Among Kmoni’s bestsellers are citrus soaps, body butter and body polish. Its Serenity Breeze collection with soap, body butter and body lotion designed to be relaxing and refreshing is a strong draw. Turmeric and peach are the brand’s most popular ingredients.
Since the onset of the pandemic, Robinson has detected changes in consumer inclinations for various segments of her brand’s product portfolio. For example, cleansing gained momentum early in the pandemic, and moisturizing picked up speed as the pandemic dragged on.
Bold packaging graphics distinguish Kmoni from natural beauty brands on the market with earthy tones. Ingredient stories are important to the DNA of Kmoni’s business and, going forward, Robinson is planning to dive into exotic fruits and ancient herbs. She is also actively seeking greater distribution expansion with goals to place Kmoni in specialty retail chains—she mentions Sephora and Ulta Beauty as dream partners—and perhaps open her own store.

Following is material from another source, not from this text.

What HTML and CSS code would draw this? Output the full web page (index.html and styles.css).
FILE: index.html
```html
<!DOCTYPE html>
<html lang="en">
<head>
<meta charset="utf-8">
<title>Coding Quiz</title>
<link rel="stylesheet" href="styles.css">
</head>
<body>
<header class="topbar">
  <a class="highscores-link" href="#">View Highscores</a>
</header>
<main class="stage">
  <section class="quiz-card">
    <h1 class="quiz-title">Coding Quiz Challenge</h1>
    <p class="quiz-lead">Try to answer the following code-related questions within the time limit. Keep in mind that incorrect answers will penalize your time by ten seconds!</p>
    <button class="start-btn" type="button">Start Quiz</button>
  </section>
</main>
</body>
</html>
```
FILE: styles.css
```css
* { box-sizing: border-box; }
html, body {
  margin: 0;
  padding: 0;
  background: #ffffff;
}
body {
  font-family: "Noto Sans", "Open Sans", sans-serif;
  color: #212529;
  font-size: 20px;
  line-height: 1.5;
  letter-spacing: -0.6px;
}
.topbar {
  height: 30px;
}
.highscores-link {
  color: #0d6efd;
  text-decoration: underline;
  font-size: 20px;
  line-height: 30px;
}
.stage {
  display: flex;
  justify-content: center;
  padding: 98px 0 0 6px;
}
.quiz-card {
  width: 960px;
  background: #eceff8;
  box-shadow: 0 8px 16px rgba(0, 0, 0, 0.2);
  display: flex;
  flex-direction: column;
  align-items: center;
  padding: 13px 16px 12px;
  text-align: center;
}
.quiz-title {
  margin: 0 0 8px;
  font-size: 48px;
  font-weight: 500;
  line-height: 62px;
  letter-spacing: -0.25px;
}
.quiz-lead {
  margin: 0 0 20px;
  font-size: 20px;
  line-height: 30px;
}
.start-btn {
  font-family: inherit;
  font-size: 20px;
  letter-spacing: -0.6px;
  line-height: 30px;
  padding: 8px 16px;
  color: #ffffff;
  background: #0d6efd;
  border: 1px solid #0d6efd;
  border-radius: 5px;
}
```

Some brands have noticed drops in sales after the spurt in awareness efforts last year related to buying brands from Black-owned founders. That’s not been the case for Kmoni. The brand has had assistance from Landing International, a sales and marketing platform connecting retail buyers and brands. Landing discovered Kmoni through Instagram and invited Robinson to participate in a sample box spotlighting Black-founded brands send to retailers.
Robinson acknowledges multinational brands are becoming more attentive to less caustic ingredients, but she believes consumers care about how products are made and will continue to seek out small-batch producers. And while she wouldn’t rule out merging with a bigger brand, for now, Robinson is content to steer her own ship. “I try to stay in my own lane, and I have strict guidelines,” she emphasizes.

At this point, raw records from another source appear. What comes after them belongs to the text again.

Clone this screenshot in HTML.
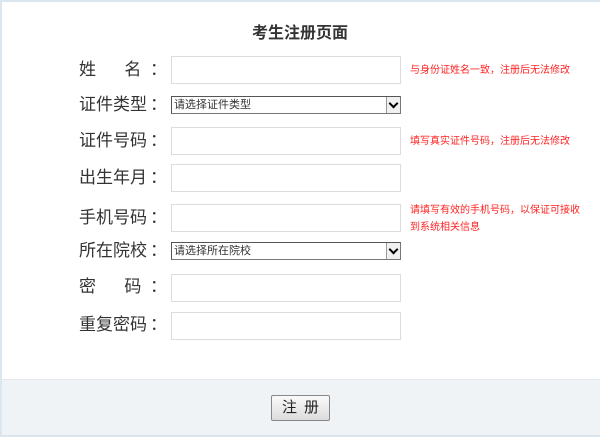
<!DOCTYPE html>
<html><head><meta charset="utf-8"><style>
*{margin:0;padding:0;box-sizing:border-box}
body{width:600px;height:437px;background:#fff;font-family:"Liberation Sans","Noto Sans CJK SC",sans-serif;position:relative;overflow:hidden}
.frame{position:absolute;left:0;top:0;width:602px;height:437px;border:2px solid #dbe6ee;border-right:none}
.title{position:absolute;left:0;width:600px;top:19px;text-align:center;font-size:16px;font-weight:bold;color:#333}
.lab{position:absolute;left:79px;width:82px;font-size:17px;color:#333;line-height:20px;white-space:pre}
.lab:after{content:"：";position:absolute;left:71px;top:0}
.inp{position:absolute;left:171px;width:230px;height:28px;border:1px solid #dcdcdc;background:#fff}
.sel{position:absolute;left:171px;width:230px;height:18px;border:1px solid #777;border-top-color:#555;border-left-color:#555;background:#fff;font-size:11px;color:#333;line-height:16px;padding-left:2px}
.sel .ar{position:absolute;right:0;top:0;width:14px;height:16px;border-left:1px solid #999;background:#f0f0f0}
.sel .ar:after{content:"";position:absolute;left:3px;top:3px;width:5px;height:5px;border-right:2px solid #000;border-bottom:2px solid #000;transform:rotate(45deg)}
.hint{position:absolute;left:410px;font-size:10px;color:#f22;line-height:17px}
.foot{position:absolute;left:2px;top:379px;width:598px;height:56px;background:#f0f3f6;border-top:1px solid #e2e8ee}
.btn{position:absolute;left:271px;top:395px;width:59px;height:26px;border:1px solid #888;border-radius:2px;background:linear-gradient(#fafafa,#dcdcdc);font-size:15px;color:#222;text-align:center;line-height:24px;letter-spacing:7px;padding-left:7px}
</style></head><body>
<div class="frame"></div>
<div class="title">考生注册页面</div>
<div class="lab" style="top:60px">姓      名</div>
<div class="inp" style="top:56px"></div>
<div class="hint" style="top:62px">与身份证姓名一致，注册后无法修改</div>
<div class="lab" style="top:95px">证件类型</div>
<div class="sel" style="top:96px">请选择证件类型<span class="ar"></span></div>
<div class="lab" style="top:131px">证件号码</div>
<div class="inp" style="top:127px"></div>
<div class="hint" style="top:133px">填写真实证件号码，注册后无法修改</div>
<div class="lab" style="top:168px">出生年月</div>
<div class="inp" style="top:164px"></div>
<div class="lab" style="top:208px">手机号码</div>
<div class="inp" style="top:204px"></div>
<div class="hint" style="top:202px">请填写有效的手机号码，以保证可接收<br>到系统相关信息</div>
<div class="lab" style="top:241px">所在院校</div>
<div class="sel" style="top:242px">请选择所在院校<span class="ar"></span></div>
<div class="lab" style="top:277px">密      码</div>
<div class="inp" style="top:274px"></div>
<div class="lab" style="top:315px">重复密码</div>
<div class="inp" style="top:312px"></div>
<div class="foot"></div>
<div class="btn">注册</div>
</body></html>
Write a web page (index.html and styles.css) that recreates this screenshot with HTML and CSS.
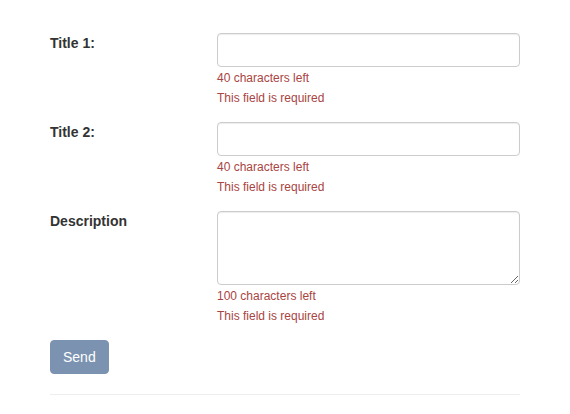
FILE: index.html
```html
<!DOCTYPE html>
<html>
<head>
<meta charset="utf-8">
<link rel="stylesheet" href="styles.css">
</head>
<body>
<form class="form">
  <div class="row">
    <label class="label">Title 1:</label>
    <div class="field">
      <input class="control" type="text">
      <div class="help">40 characters left</div>
      <div class="help">This field is required</div>
    </div>
  </div>
  <div class="row">
    <label class="label">Title 2:</label>
    <div class="field">
      <input class="control" type="text">
      <div class="help">40 characters left</div>
      <div class="help">This field is required</div>
    </div>
  </div>
  <div class="row">
    <label class="label">Description</label>
    <div class="field">
      <textarea class="control area"></textarea>
      <div class="help">100 characters left</div>
      <div class="help">This field is required</div>
    </div>
  </div>
  <div class="actions">
    <button class="btn" type="button">Send</button>
  </div>
  <hr class="rule">
</form>
</body>
</html>
```

FILE: styles.css
```css
html, body {
  margin: 0;
  padding: 0;
  background: #fff;
}
body {
  font-family: "Liberation Sans", Arial, sans-serif;
  font-size: 14px;
  line-height: 20px;
  color: #333;
}
.form {
  width: 470px;
  margin-left: 50px;
  padding-top: 33px;
}
.row {
  display: grid;
  grid-template-columns: 167px 303px;
  margin-bottom: 14px;
}
.label {
  font-weight: bold;
  margin-top: 0;
}
.field {
  display: flex;
  flex-direction: column;
}
.control {
  display: block;
  box-sizing: border-box;
  width: 303px;
  height: 34px;
  margin: 0 0 1px 0;
  padding: 6px 12px;
  border: 1px solid #ccc;
  border-radius: 4px;
  box-shadow: inset 0 1px 1px rgba(0,0,0,.075);
  font-family: "Liberation Sans", Arial, sans-serif;
  font-size: 14px;
  color: #555;
  background: #fff;
  outline: none;
}
.area {
  height: 74px;
  resize: vertical;
}
.help {
  font-size: 12px;
  line-height: 20px;
  color: #a94442;
}
.actions {
  display: flex;
}
.btn {
  box-sizing: border-box;
  height: 34px;
  padding: 6px 12px;
  border: 1px solid #7b93b0;
  border-radius: 4px;
  background: #7b93b0;
  color: #fff;
  font-family: "Liberation Sans", Arial, sans-serif;
  font-size: 14px;
  line-height: 20px;
}
.rule {
  margin: 20px 0 0 0;
  border: 0;
  border-top: 1px solid #eee;
  height: 0;
}
```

Robinson advises her fellow beauty entrepreneurs to link with mentors and tap free business resources. “Celebrate the small milestones and keep going no matter the obstacles,” she says. “Stay optimistic about the future.”
With Kmoni’s sales increasing, Robinson is looking to lift up others. She’s working with small businesses in the Charlotte area to combine resources in order to give back to the community, specifically targeting people dealing with life-threatening or debilitating illness with a tagline No One Fights Alone. Robinson explains, “This collaboration is a homage to my mother who passed away from uterine cancer in 2009 alongside with others who deal with or who have dealt with the journey of a debilitating disease.”